What to do = Of the lines in the records that follow, how many include the word "code"? Answer with a bare number.

-- start Input records --

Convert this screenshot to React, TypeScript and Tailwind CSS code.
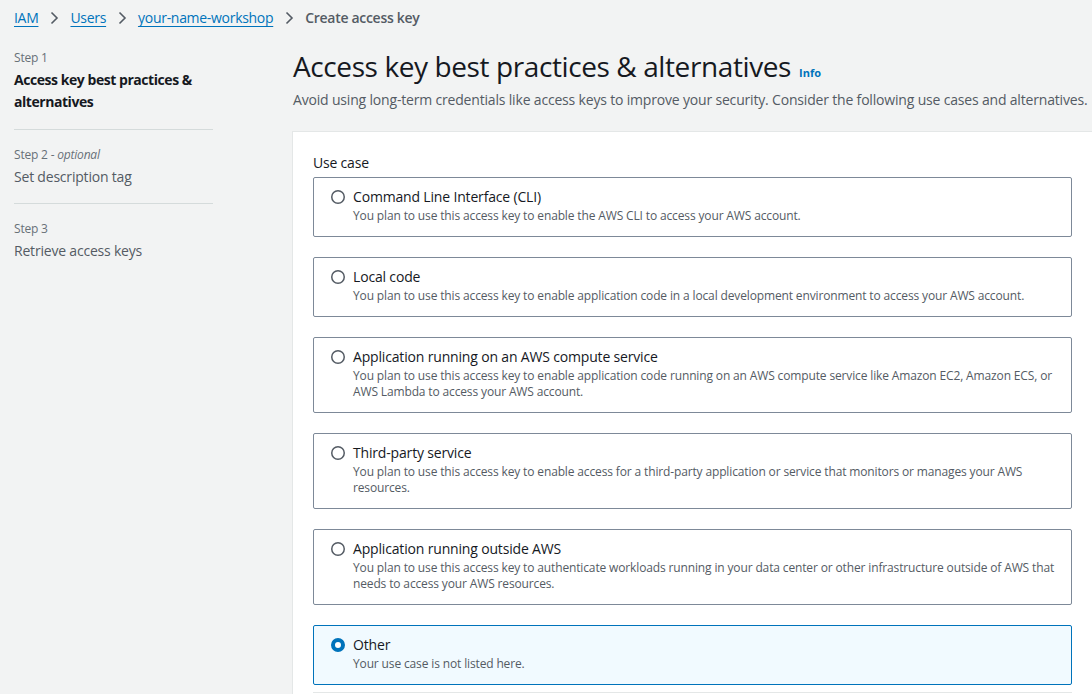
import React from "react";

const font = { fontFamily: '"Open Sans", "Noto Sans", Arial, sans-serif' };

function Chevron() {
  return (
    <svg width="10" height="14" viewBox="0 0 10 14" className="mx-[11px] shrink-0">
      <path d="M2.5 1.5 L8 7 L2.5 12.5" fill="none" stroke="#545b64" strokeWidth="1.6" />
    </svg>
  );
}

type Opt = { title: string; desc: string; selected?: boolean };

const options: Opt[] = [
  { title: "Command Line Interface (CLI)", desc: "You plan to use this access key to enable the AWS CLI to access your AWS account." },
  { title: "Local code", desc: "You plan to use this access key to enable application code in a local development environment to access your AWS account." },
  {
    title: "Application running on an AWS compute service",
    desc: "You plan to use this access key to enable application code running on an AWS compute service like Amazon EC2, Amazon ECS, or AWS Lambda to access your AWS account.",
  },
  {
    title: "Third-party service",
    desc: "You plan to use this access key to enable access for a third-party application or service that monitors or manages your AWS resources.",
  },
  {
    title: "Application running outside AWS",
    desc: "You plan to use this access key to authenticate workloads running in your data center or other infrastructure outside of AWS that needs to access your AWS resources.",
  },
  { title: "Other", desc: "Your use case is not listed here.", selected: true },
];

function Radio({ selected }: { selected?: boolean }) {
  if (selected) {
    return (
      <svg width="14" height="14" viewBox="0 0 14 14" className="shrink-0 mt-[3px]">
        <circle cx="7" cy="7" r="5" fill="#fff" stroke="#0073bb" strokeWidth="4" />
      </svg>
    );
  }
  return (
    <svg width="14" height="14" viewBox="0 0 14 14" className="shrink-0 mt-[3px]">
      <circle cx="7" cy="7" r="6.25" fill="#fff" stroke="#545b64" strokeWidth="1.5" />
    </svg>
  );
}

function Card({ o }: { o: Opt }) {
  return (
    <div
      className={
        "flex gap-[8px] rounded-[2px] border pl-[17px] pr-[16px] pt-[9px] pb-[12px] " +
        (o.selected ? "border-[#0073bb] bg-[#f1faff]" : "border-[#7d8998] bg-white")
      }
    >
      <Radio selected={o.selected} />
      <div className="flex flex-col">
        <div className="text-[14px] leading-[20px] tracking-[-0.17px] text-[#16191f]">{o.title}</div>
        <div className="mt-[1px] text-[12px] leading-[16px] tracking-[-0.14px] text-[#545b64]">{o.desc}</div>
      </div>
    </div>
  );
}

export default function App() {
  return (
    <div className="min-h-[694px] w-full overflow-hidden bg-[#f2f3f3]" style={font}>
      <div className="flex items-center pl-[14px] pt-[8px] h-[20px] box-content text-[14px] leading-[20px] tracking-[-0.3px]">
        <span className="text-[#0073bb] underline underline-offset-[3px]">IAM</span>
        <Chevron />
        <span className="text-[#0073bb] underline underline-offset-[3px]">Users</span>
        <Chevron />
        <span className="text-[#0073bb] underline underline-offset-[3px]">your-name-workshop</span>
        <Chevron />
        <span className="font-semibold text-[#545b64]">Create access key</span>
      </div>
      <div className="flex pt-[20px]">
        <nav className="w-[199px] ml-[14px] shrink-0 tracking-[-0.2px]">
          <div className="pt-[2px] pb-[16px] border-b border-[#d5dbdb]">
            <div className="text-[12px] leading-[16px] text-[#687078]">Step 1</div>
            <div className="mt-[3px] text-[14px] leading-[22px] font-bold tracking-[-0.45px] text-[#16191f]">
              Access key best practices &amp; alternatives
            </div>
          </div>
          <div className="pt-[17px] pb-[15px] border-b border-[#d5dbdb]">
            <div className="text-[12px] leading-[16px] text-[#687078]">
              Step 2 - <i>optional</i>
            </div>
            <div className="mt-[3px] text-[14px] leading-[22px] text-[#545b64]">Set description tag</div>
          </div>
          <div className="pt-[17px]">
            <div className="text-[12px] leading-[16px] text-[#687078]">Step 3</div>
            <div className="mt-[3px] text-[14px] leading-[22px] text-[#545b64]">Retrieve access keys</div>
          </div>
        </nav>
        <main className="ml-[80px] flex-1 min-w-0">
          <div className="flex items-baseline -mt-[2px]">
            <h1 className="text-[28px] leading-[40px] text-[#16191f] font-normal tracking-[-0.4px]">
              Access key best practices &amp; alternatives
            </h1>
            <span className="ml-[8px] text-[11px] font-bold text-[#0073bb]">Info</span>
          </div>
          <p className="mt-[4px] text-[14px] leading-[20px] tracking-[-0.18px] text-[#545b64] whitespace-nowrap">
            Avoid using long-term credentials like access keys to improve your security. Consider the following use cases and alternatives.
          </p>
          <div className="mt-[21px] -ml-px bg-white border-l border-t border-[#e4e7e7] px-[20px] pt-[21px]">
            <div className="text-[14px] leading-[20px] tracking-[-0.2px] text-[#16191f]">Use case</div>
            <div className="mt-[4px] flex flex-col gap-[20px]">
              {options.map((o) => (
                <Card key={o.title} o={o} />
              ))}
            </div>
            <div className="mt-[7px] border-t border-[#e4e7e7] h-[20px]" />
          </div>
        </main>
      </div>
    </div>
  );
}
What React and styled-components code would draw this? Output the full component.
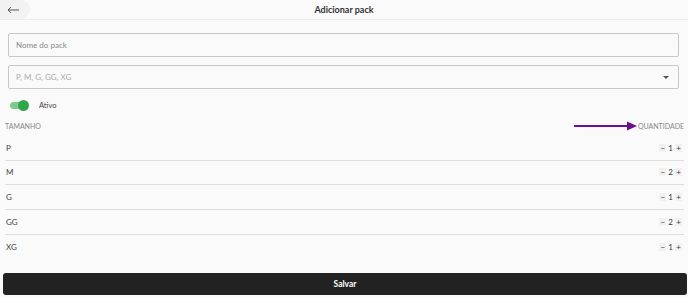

-- end Input records --

Answer to this task = 4